Work to be completed: Gather every line of the entries that includes the word "this".

+++ Data section

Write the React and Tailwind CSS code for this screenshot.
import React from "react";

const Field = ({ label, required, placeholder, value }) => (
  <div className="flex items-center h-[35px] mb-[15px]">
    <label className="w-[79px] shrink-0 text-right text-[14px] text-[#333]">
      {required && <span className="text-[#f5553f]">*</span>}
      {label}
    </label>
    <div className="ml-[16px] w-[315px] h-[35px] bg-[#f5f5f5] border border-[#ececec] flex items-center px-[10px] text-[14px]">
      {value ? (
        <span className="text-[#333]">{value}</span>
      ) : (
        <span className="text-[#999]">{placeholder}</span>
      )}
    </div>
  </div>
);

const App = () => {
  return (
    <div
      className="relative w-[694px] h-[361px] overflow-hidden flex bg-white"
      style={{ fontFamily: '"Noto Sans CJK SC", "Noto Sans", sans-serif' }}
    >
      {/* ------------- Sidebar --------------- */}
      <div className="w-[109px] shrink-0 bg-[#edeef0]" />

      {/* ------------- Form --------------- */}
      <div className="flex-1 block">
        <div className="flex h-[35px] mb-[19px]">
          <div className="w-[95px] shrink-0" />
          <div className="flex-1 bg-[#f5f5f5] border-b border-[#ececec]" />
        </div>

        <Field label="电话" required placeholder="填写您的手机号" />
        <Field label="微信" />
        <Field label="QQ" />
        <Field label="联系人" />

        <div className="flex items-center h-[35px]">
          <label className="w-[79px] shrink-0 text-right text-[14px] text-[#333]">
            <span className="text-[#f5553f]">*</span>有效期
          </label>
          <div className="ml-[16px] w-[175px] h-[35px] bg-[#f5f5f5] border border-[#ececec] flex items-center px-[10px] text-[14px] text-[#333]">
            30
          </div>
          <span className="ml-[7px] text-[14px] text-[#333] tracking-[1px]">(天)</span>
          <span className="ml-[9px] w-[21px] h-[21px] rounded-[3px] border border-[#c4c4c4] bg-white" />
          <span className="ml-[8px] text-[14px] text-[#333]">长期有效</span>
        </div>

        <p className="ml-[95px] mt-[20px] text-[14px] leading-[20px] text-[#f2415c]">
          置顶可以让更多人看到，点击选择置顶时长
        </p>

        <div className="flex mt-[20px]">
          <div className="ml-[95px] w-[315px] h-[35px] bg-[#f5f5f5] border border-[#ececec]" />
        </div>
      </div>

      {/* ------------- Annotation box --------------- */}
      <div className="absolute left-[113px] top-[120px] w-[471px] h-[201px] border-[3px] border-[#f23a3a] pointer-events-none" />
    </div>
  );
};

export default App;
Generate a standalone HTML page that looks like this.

++++++

Reply:
Write the React and Tailwind CSS code for this screenshot.
Generate a standalone HTML page that looks like this.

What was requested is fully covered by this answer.